As I drop off Beanie at her day camp, a girl she knows from school detaches herself from a small group of kids playing with Legos, walks up, and asks, "Where were you born?"
"In Michigan," Beanie says proudly. She loves the stories that I tell her about "when she was a baby," and being born in Michigan is significant.
"Oh," the girl says. "We thought you were born in China."
Beanie seems either not to know what to say or just plain not to care. Her attention has been diverted to the table where a group of girls is drawing "Stay Out" signs. (She has been making them for her bedroom door.) I, however, feel mildly provoked. What does it mean that they thought she was born in China? There is a child in the group who had been adopted from abroad. Is this an attempt to make a connection? At least one other child in the group is biracial / bicultural. Is this just the kids trying to make sense of seeing Beanie with her Asian mother?
So, as casually as I can, I laugh and say, "Well, my parents were born in Korea. So, it would have been unlikely for Beanie to be born in China."
***
When I pick up Beanie from her day camp, another little girl - not the one from this morning - asks me, "Are you Chinese?"

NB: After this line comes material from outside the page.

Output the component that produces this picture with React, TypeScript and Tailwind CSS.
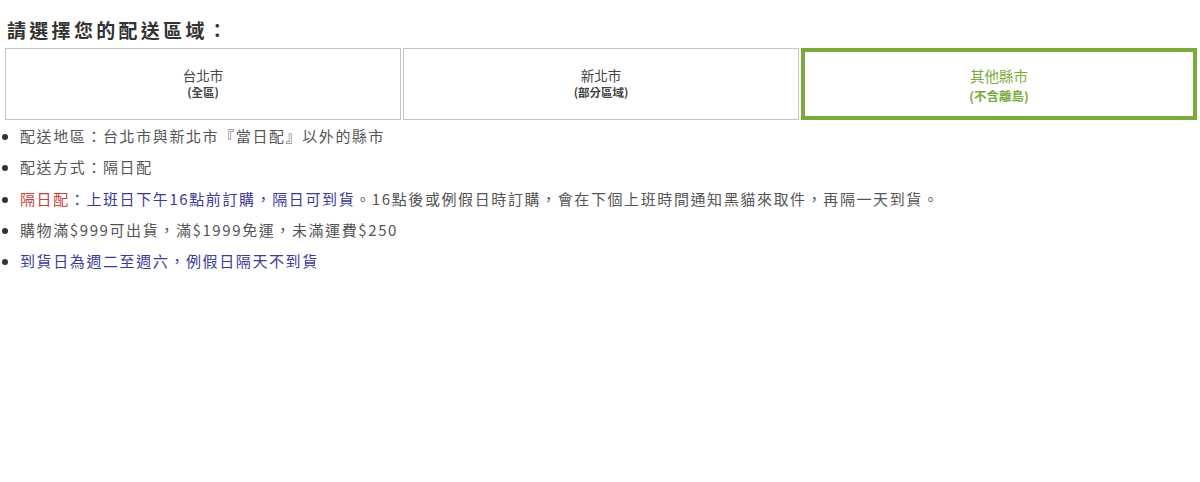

What is with the questions about China today? Still, I manage a smile and look at her. "No," I say. "Are you?"
She looks surprised. "No. I'm not Chinese. I'm normal."
"Well, I'm not Chinese, but being Chinese is normal, too."
***
For the most part, Beanie has been sheltered from questions about what she is. Until now. I think that is what has me feeling a bit discouraged and to be honest, sad for her. I spent a good deal of my childhood having to explain what I was to other kids. It gets tiring and discouraging.
Nipping ethnocentrism in the bud is a job that is just too big for me or for Beanie or for the only non-white kid in a classroom, family in the neighborhood, or colleague in the workplace.
I want to remind the parents who might be reading this that we need to be mindful ourselves about the way that we talk about difference.
I am not against noticing difference, but I am against noting it in a way that casts difference as not normal. That little girl's question might be rooted in curiosity, but her response about being "normal" speaks volumes to me about a curiosity that is shaped by a particular cultural, social, political, and economic context. It is a curiosity that
divides her from Beanie and me.
In contrast, I think about the power to
connect that questions about who or what you are also can have. This is what manners help us do. We can forgive children for their imperfect attempts at politeness, and show them how to do better next time: This is what it means to be a civil society.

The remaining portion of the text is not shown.